What the task asks
Repeat every entry word for word, but leave the images out of your copy.

┌─ Stored data

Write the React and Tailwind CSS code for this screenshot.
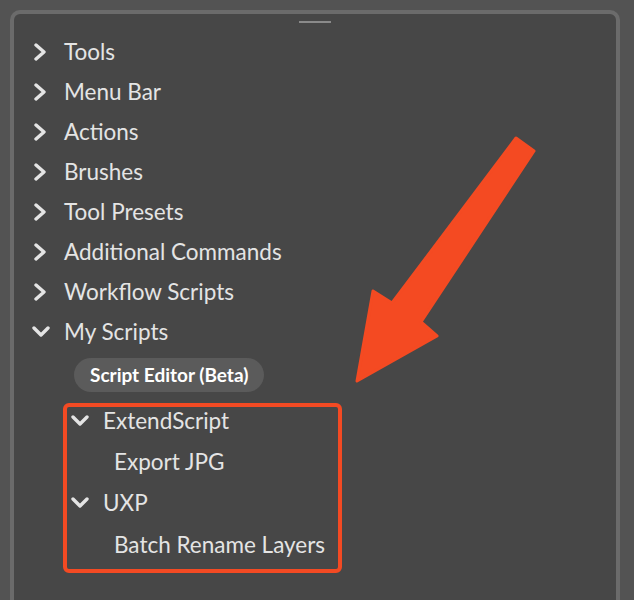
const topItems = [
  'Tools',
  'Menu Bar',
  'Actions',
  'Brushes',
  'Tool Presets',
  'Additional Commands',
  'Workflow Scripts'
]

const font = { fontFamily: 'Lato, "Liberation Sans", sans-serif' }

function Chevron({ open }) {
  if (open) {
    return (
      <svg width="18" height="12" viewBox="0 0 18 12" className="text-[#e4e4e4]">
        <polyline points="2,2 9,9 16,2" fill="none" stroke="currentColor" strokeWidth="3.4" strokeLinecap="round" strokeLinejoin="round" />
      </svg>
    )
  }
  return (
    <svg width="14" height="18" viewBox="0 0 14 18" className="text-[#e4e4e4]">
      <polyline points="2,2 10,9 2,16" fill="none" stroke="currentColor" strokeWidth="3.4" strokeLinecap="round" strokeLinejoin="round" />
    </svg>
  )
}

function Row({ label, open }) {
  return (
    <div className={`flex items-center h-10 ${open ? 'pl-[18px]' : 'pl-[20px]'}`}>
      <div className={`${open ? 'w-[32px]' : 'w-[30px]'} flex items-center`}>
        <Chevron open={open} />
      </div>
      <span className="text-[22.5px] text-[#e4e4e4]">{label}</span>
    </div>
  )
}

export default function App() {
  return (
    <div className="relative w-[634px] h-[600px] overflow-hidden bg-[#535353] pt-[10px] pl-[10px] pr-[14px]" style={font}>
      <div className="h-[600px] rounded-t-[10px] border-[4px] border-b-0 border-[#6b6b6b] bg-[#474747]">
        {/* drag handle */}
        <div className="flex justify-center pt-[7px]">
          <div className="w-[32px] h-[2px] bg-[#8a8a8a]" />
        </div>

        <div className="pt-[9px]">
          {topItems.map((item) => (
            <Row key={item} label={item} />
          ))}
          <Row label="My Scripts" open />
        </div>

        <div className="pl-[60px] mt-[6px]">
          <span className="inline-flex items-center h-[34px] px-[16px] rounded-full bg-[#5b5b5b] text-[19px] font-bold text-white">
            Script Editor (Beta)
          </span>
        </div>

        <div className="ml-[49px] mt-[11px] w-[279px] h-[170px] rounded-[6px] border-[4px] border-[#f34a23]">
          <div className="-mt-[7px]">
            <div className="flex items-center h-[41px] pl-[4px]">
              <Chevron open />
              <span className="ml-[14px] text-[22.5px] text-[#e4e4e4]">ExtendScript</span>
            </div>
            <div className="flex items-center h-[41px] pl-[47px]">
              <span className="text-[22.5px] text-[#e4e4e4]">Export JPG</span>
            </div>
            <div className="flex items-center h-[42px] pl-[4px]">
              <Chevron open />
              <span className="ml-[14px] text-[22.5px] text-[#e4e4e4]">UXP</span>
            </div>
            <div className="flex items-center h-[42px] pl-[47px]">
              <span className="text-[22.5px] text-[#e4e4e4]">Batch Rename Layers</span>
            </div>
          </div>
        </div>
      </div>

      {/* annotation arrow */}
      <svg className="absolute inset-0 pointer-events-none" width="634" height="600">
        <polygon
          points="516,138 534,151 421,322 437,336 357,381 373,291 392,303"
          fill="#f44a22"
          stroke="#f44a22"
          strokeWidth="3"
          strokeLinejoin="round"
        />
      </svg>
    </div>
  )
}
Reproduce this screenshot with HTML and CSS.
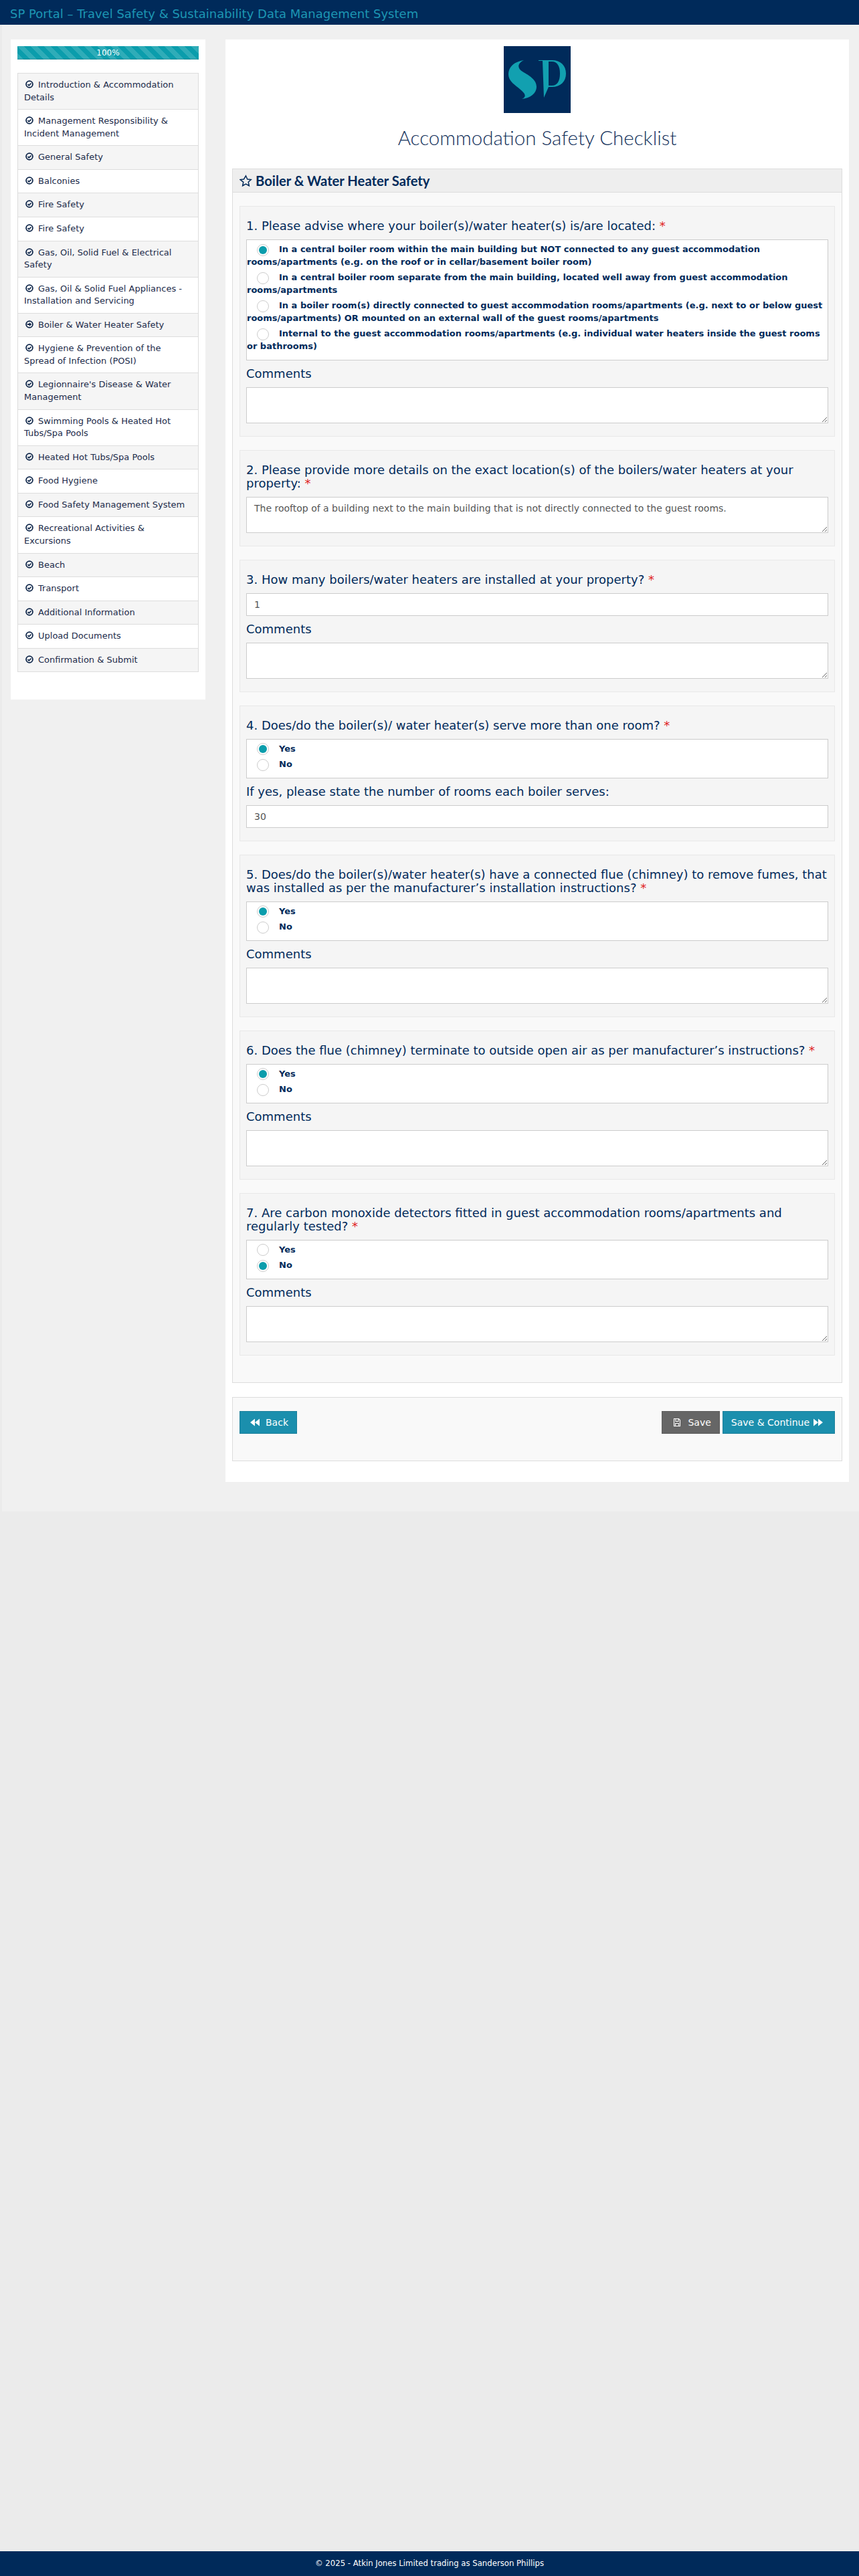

└─

Written reply
Write the React and Tailwind CSS code for this screenshot.
const topItems = [
  'Tools',
  'Menu Bar',
  'Actions',
  'Brushes',
  'Tool Presets',
  'Additional Commands',
  'Workflow Scripts'
]

const font = { fontFamily: 'Lato, "Liberation Sans", sans-serif' }

function Chevron({ open }) {
  if (open) {
    return (
      <svg width="18" height="12" viewBox="0 0 18 12" className="text-[#e4e4e4]">
        <polyline points="2,2 9,9 16,2" fill="none" stroke="currentColor" strokeWidth="3.4" strokeLinecap="round" strokeLinejoin="round" />
      </svg>
    )
  }
  return (
    <svg width="14" height="18" viewBox="0 0 14 18" className="text-[#e4e4e4]">
      <polyline points="2,2 10,9 2,16" fill="none" stroke="currentColor" strokeWidth="3.4" strokeLinecap="round" strokeLinejoin="round" />
    </svg>
  )
}

function Row({ label, open }) {
  return (
    <div className={`flex items-center h-10 ${open ? 'pl-[18px]' : 'pl-[20px]'}`}>
      <div className={`${open ? 'w-[32px]' : 'w-[30px]'} flex items-center`}>
        <Chevron open={open} />
      </div>
      <span className="text-[22.5px] text-[#e4e4e4]">{label}</span>
    </div>
  )
}

export default function App() {
  return (
    <div className="relative w-[634px] h-[600px] overflow-hidden bg-[#535353] pt-[10px] pl-[10px] pr-[14px]" style={font}>
      <div className="h-[600px] rounded-t-[10px] border-[4px] border-b-0 border-[#6b6b6b] bg-[#474747]">
        {/* drag handle */}
        <div className="flex justify-center pt-[7px]">
          <div className="w-[32px] h-[2px] bg-[#8a8a8a]" />
        </div>

        <div className="pt-[9px]">
          {topItems.map((item) => (
            <Row key={item} label={item} />
          ))}
          <Row label="My Scripts" open />
        </div>

        <div className="pl-[60px] mt-[6px]">
          <span className="inline-flex items-center h-[34px] px-[16px] rounded-full bg-[#5b5b5b] text-[19px] font-bold text-white">
            Script Editor (Beta)
          </span>
        </div>

        <div className="ml-[49px] mt-[11px] w-[279px] h-[170px] rounded-[6px] border-[4px] border-[#f34a23]">
          <div className="-mt-[7px]">
            <div className="flex items-center h-[41px] pl-[4px]">
              <Chevron open />
              <span className="ml-[14px] text-[22.5px] text-[#e4e4e4]">ExtendScript</span>
            </div>
            <div className="flex items-center h-[41px] pl-[47px]">
              <span className="text-[22.5px] text-[#e4e4e4]">Export JPG</span>
            </div>
            <div className="flex items-center h-[42px] pl-[4px]">
              <Chevron open />
              <span className="ml-[14px] text-[22.5px] text-[#e4e4e4]">UXP</span>
            </div>
            <div className="flex items-center h-[42px] pl-[47px]">
              <span className="text-[22.5px] text-[#e4e4e4]">Batch Rename Layers</span>
            </div>
          </div>
        </div>
      </div>

      {/* annotation arrow */}
      <svg className="absolute inset-0 pointer-events-none" width="634" height="600">
        <polygon
          points="516,138 534,151 421,322 437,336 357,381 373,291 392,303"
          fill="#f44a22"
          stroke="#f44a22"
          strokeWidth="3"
          strokeLinejoin="round"
        />
      </svg>
    </div>
  )
}
Reproduce this screenshot with HTML and CSS.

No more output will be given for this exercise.